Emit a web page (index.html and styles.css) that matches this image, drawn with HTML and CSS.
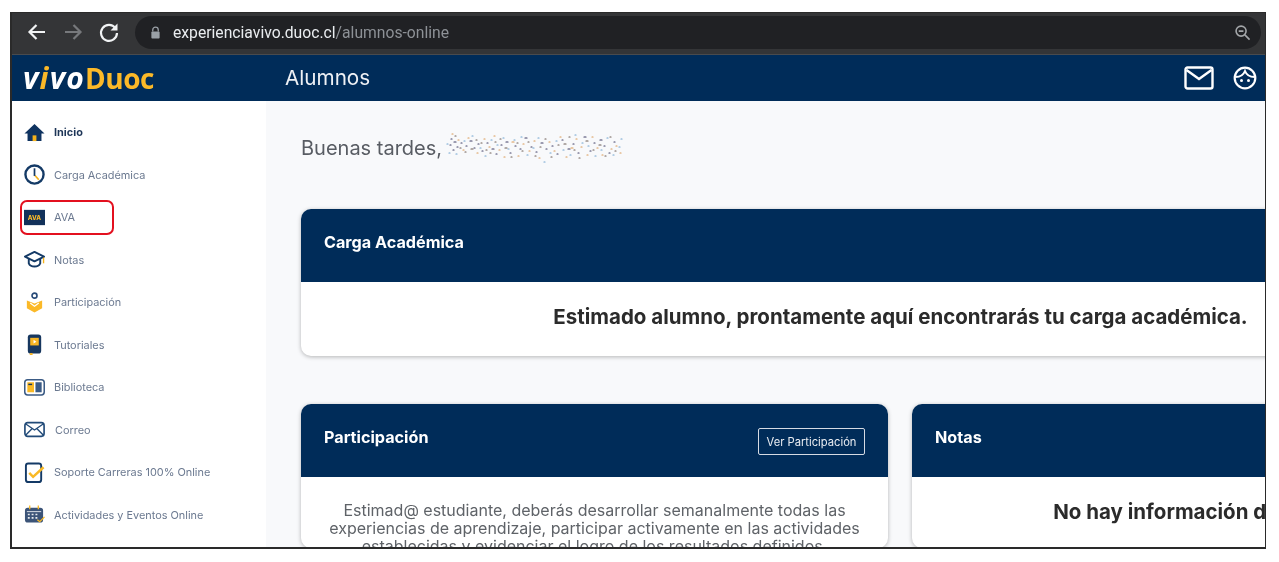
FILE: index.html
```html
<!DOCTYPE html>
<html lang="es">
<head>
<meta charset="utf-8">
<title>Alumnos</title>
<link rel="stylesheet" href="styles.css">
</head>
<body>
<div class="frame">
  <div class="toolbar">
    <svg class="nav-icon" viewBox="0 0 24 24"><path d="M20 12H5M11.500 5L4.500 12l7 7" fill="none" stroke="#f1f3f4" stroke-width="2.200"/></svg>
    <svg class="nav-icon" viewBox="0 0 24 24"><path d="M4 12h15M12.500 5l7 7-7 7" fill="none" stroke="#77797c" stroke-width="2.200"/></svg>
    <svg class="nav-icon" viewBox="0 0 24 24"><path d="M18.500 8.200A8 8 0 1 0 20 13" fill="none" stroke="#f1f3f4" stroke-width="2.200"/><path d="M20.500 3.500v7h-7z" fill="#f1f3f4"/></svg>
    <div class="address">
      <svg class="lock" viewBox="0 0 12 14"><path d="M3 6V4.200a3 3 0 0 1 6 0V6" fill="none" stroke="#9aa0a6" stroke-width="1.400"/><rect x="1.500" y="6" width="9" height="7.500" rx="1" fill="#9aa0a6"/></svg>
      <span class="url">experienciavivo.duoc.cl<span class="url-path">/alumnos-online</span></span>
      <svg class="zoom-icon" viewBox="0 0 18 18"><circle cx="7.500" cy="7.500" r="5.300" fill="none" stroke="#a3a6a9" stroke-width="1.700"/><path d="M5 7.500h5M11.500 11.500l5 5" stroke="#a3a6a9" stroke-width="1.700" fill="none"/></svg>
    </div>
  </div>

  <header class="appbar">
    <div class="logo"><span class="logo-vivo">v<span class="logo-i">i</span>v<span class="logo-o">o</span></span><span class="logo-duoc">Duoc</span></div>
    <h1 class="app-title">Alumnos</h1>
    <svg class="mail-icon" viewBox="0 0 30 24"><rect x="1.500" y="1.500" width="27" height="21" rx="2" fill="none" stroke="#fff" stroke-width="2.400"/><path d="M2.500 4l12.500 9 12.500-9" fill="none" stroke="#fff" stroke-width="2.400"/></svg>
    <svg class="face-icon" viewBox="0 0 24 24"><circle cx="12" cy="12" r="10.300" fill="none" stroke="#fff" stroke-width="2.200"/><path d="M2.500 11C7 11 10.500 9 12 5c1.500 4 5 6 9.500 6" fill="none" stroke="#fff" stroke-width="2"/><circle cx="8.500" cy="14.500" r="1.500" fill="#fff"/><circle cx="15.500" cy="14.500" r="1.500" fill="#fff"/></svg>
  </header>

  <div class="main">
    <nav class="sidebar">
      <a class="nav-item active">
        <svg class="ico" viewBox="0 0 22 20"><path d="M11 1L.5 11h3.200v8h14.600v-8h3.200z" fill="#0f3360"/><rect x="9" y="13" width="4" height="6" fill="#f5b21b"/></svg>
        <span>Inicio</span>
      </a>
      <a class="nav-item">
        <svg class="ico" viewBox="0 0 22 22"><circle cx="11" cy="11" r="9.500" fill="#fff" stroke="#143a66" stroke-width="2.500"/><path d="M11.500 12l4 4.500" fill="none" stroke="#f5b21b" stroke-width="1.800"/><path d="M11 4.500V12.500" stroke="#143a66" stroke-width="1.800"/></svg>
        <span>Carga Académica</span>
      </a>
      <a class="nav-item">
        <svg class="ico" viewBox="0 0 22 16"><rect width="22" height="16" fill="#12315a"/><text x="11" y="10.600" class="ava-text">AVA</text></svg>
        <span>AVA</span>
        <i class="highlight"></i>
      </a>
      <a class="nav-item">
        <svg class="ico" viewBox="0 0 22 18"><path d="M11 1L1 6l10 5 10-5z" fill="#fff" stroke="#143a66" stroke-width="2" stroke-linejoin="round"/><path d="M5 8.500V13c2 4.500 10 4.500 12 0V8.500" fill="none" stroke="#143a66" stroke-width="2"/><path d="M20.500 7v6" stroke="#f5b21b" stroke-width="1.400"/></svg>
        <span>Notas</span>
      </a>
      <a class="nav-item">
        <svg class="ico" viewBox="0 0 22 22"><circle cx="11" cy="3.800" r="2.600" fill="none" stroke="#284b78" stroke-width="1.700"/><path d="M3 9L11 12l8-3v8l-8 4.500L3 17z" fill="#fbb928"/><path d="M6.500 11.500L11 15l4.500-3.500" stroke="#fff" stroke-width="1.300" fill="none"/></svg>
        <span>Participación</span>
      </a>
      <a class="nav-item">
        <svg class="ico" viewBox="0 0 22 22"><rect x="4" y=".5" width="14" height="20" rx="3" fill="#17375f"/><rect x="6.500" y="4" width="9" height="8" fill="#f7b524"/><path d="M10 6l3 2-3 2z" fill="#fff"/><rect x="6" y="20" width="3" height="2" fill="#f7b524"/></svg>
        <span>Tutoriales</span>
      </a>
      <a class="nav-item">
        <svg class="ico" viewBox="0 0 22 18"><rect x=".8" y=".8" width="20.400" height="16" rx="3" fill="#fff" stroke="#3b5b85" stroke-width="1.600"/><rect x="3.500" y="3.500" width="7" height="10.500" fill="#f9b925"/><rect x="12" y="3.500" width="6.500" height="10.500" fill="#3b5b85"/><rect x="4.500" y="5" width="4" height="1.500" fill="#17375f"/></svg>
        <span>Biblioteca</span>
      </a>
      <a class="nav-item">
        <svg class="ico" viewBox="0 0 23 17"><rect x="1" y="1" width="21" height="15" rx="3" fill="none" stroke="#214a78" stroke-width="1.800"/><path d="M2 2.500L11.500 9 21 2.500M2 14.500L9 7.500M21 14.500L14 7.500" fill="none" stroke="#214a78" stroke-width="1.500"/></svg>
        <span class="label-correo">Correo</span>
      </a>
      <a class="nav-item">
        <svg class="ico" viewBox="0 0 22 22"><rect x="2" y="1.500" width="16" height="19.500" rx="2.500" fill="none" stroke="#143a66" stroke-width="2"/><path d="M5.500 11.500L9.500 15.500 20.500 5.500" fill="none" stroke="#f9b925" stroke-width="2.600"/></svg>
        <span>Soporte Carreras 100% Online</span>
      </a>
      <a class="nav-item">
        <svg class="ico" viewBox="0 0 22 20"><rect x="1" y="3" width="19" height="15.500" rx="3" fill="#3c5478"/><rect x="3" y="6.500" width="15" height="1" fill="#dfe4ea"/><path d="M4 10h2M8 10h2M12 10h2M4 13.500h2M8 13.500h2M12 13.500h2" stroke="#e8ebef" stroke-width="1.700"/><path d="M6 .5v4M15 .5v4" stroke="#f9b925" stroke-width="1.400"/><path d="M14 15.500l2.500 2 5-5" fill="none" stroke="#f9b925" stroke-width="1.400"/></svg>
        <span>Actividades y Eventos Online</span>
      </a>
    </nav>

    <main class="content">
      <div class="greeting">
        <span>Buenas tardes,</span>
        <svg class="noise" viewBox="0 0 180 36">
          <path class="n1" d="M7 10h1M10 13h2M6 16h1M13 18h1M17 14h1M9 21h1M22 17h1M26 12h2M30 19h1M34 15h1M38 22h1M43 14h1M48 20h2M52 25h1M57 16h1M62 13h2M66 24h1M71 17h1M76 20h1M81 9h2M87 18h1M92 23h1M97 14h2M102 20h1M108 17h1M113 25h1M118 11h1M124 20h2M129 15h1M134 24h1M140 8h2M146 22h1M150 14h1M156 11h2M160 17h1M165 24h1M170 13h1"/>
          <path class="n2" d="M8 5h1M14 11h1M19 21h1M24 9h1M33 24h1M40 10h1M45 18h1M50 7h1M55 21h1M60 28h1M68 13h2M74 27h1M79 15h1M85 22h1M90 12h1M95 29h1M105 13h1M110 22h1M116 8h1M122 28h1M127 19h2M132 10h1M137 18h1M143 26h1M148 8h1M153 19h1M158 26h1M167 20h1M172 17h1M176 24h1"/>
          <path class="n3" d="M3 15h1M5 24h1M12 25h1M20 12h1M28 7h1M36 19h1M41 27h1M47 11h1M53 16h1M59 9h1M64 20h1M70 11h1M77 8h1M83 26h1M89 19h1M94 9h1M100 33h1M106 24h1M112 12h1M119 21h1M126 26h1M131 6h1M138 14h1M144 17h1M151 27h1M157 21h1M163 9h1M169 26h1M175 18h1M177 10h1"/>
          <path class="n4" d="M11 7h1M16 19h1M21 23h1M27 20h2M32 11h1M37 14h1M42 21h1M46 24h1M51 13h1M56 10h1M61 19h2M67 28h1M73 14h1M78 22h1M84 13h1M91 27h1M96 18h1M101 10h1M107 28h1M114 16h1M120 15h2M125 8h1M130 21h1M135 29h1M142 12h2M149 21h1M155 16h2M161 27h1M166 8h1M171 22h1"/>
        </svg>
      </div>

      <section class="card card-wide">
        <div class="card-head"><h2>Carga Académica</h2></div>
        <div class="card-body card-message">Estimado alumno, prontamente aquí encontrarás tu carga académica.</div>
      </section>

      <div class="card-row">
        <section class="card card-half">
          <div class="card-head">
            <h2>Participación</h2>
            <a class="btn">Ver Participación</a>
          </div>
          <div class="card-body card-text">Estimad@ estudiante, deberás desarrollar semanalmente todas las experiencias de aprendizaje, participar activamente en las actividades establecidas y evidenciar el logro de los resultados definidos.</div>
        </section>
        <section class="card card-half">
          <div class="card-head"><h2>Notas</h2></div>
          <div class="card-body card-message card-empty">No hay información disponible</div>
        </section>
      </div>
    </main>
  </div>
</div>
</body>
</html>
```

FILE: styles.css
```css
* { box-sizing: border-box; }
html, body { margin: 0; height: 100%; background: #fff; overflow: hidden; }
body { padding: 12px 0 0 10px; font-family: Inter, "Liberation Sans", sans-serif; }

.frame {
  width: 1256px;
  height: 537px;
  border-style: solid;
  border-color: #2a2a2a;
  border-width: 1.500px 1.500px 2px 2px;
  display: flex;
  flex-direction: column;
  overflow: hidden;
  background: #fff;
  filter: blur(0.45px);
}

/* browser chrome */
.toolbar {
  height: 42px;
  flex: none;
  display: flex;
  align-items: flex-start;
  padding: 2px 4px 0 13px;
  gap: 12px;
  background: #343537;
  border-bottom: 1px solid #4a4b4d;
}
.nav-icon { width: 24px; height: 24px; margin-top: 5px; flex: none; }
.address {
  flex: 1;
  height: 33px;
  margin: 1px 0 0 2px;
  padding: 0 10px 0 15px;
  border-radius: 17px;
  background: #202124;
  display: flex;
  align-items: center;
  gap: 12px;
}
.lock { width: 11px; height: 13px; flex: none; }
.url { flex: 1; font-family: Roboto, sans-serif; font-size: 15.700px; color: #e9ecef; }
.url-path { color: #8d9196; }
.zoom-icon { width: 17px; height: 17px; flex: none; }

/* app bar */
.appbar {
  height: 46px;
  flex: none;
  display: flex;
  align-items: center;
  padding: 0 8px 0 11px;
  background: #002c59;
  color: #fff;
}
.logo { width: 262px; font-family: "Open Sans", sans-serif; font-weight: 700; font-size: 28px; line-height: 46px; white-space: nowrap; }
.logo-vivo { font-style: italic; font-weight: 700; font-size: 30px; color: #fff; letter-spacing: 1.200px; }
.logo-i { color: #fbb928; }
.logo-duoc { color: #fbb928; letter-spacing: -0.500px; }
.app-title { flex: 1; margin: 0 0 2px; font-size: 20.700px; font-weight: 400; color: #eef1f5; }
.mail-icon { width: 30px; height: 24px; margin-right: 19px; }
.face-icon { width: 24px; height: 24px; }

/* layout */
.main { flex: 1; min-height: 0; display: flex; }
.sidebar {
  width: 254px;
  flex: none;
  padding: 10px 0 0 12px;
  display: flex;
  flex-direction: column;
  background: #fff;
}
.nav-item {
  position: relative;
  height: 42.500px;
  flex: none;
  display: flex;
  align-items: center;
  gap: 9px;
  font-size: 10.900px;
  color: #6b7990;
}
.nav-item.active { color: #1d3557; font-weight: 700; }
.ico { width: 21px; height: 23px; flex: none; }
.label-correo { margin-left: 1px; }
.ava-text { font: 800 6.500px Inter, sans-serif; fill: #fbb928; text-anchor: middle; }
.highlight {
  position: absolute;
  left: -4px;
  top: 4px;
  width: 94px;
  height: 35px;
  border: 2px solid #e3101f;
  border-radius: 7px;
}

/* content */
.content {
  flex: 1;
  min-width: 0;
  overflow: hidden;
  padding: 0 0 0 35px;
  background: #f8f9fb;
}
.greeting {
  height: 108px;
  padding-top: 32px;
  display: flex;
  align-items: flex-start;
  gap: 2px;
  font-size: 20px;
  line-height: 30px;
  color: #585c63;
}
.noise { width: 180px; height: 36px; margin-top: -4px; flex: none; fill: none; stroke-linecap: round; stroke-width: 1.200; }
.n1 { stroke: #3f3f66; }
.n2 { stroke: #d99a55; }
.n3 { stroke: #6fa3cf; }
.n4 { stroke: #6b5c55; }

.card {
  flex: none;
  border-radius: 10px;
  background: #fff;
  box-shadow: 0 1px 4px rgba(0, 0, 0, 0.28);
  overflow: hidden;
}
.card-wide { width: 1199px; height: 147px; }
.card-row { display: flex; gap: 24px; margin-top: 48px; width: 1199px; }
.card-half { width: 587px; height: 144px; }
.card-head {
  height: 73px;
  display: flex;
  align-items: center;
  justify-content: space-between;
  padding: 0 23px;
  background: #002c59;
  color: #fff;
}
.card-head h2 { margin: 0 0 8px; font-size: 16.200px; font-weight: 700; }
.card-body { text-align: center; }
.card-message { padding-top: 22px; font-size: 20.500px; line-height: 26px; font-weight: 700; color: #2b2b2b; }
.card-text { padding: 24px 24px 0; font-size: 16px; line-height: 18px; color: #5f6368; }
.btn {
  width: 107px;
  height: 27px;
  margin-top: 2px;
  display: flex;
  align-items: center;
  justify-content: center;
  border: 1.500px solid #d5dbe3;
  border-radius: 2px;
  font-size: 11.200px;
  color: #e8ecf1;
}
```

WRITTEN INSTRUCTION: Every line that holds the word "styles" should be extracted.

IN RESPONSE:
Emit a web page (index.html and styles.css) that matches this image, drawn with HTML and CSS.
<link rel="stylesheet" href="styles.css">
FILE: styles.css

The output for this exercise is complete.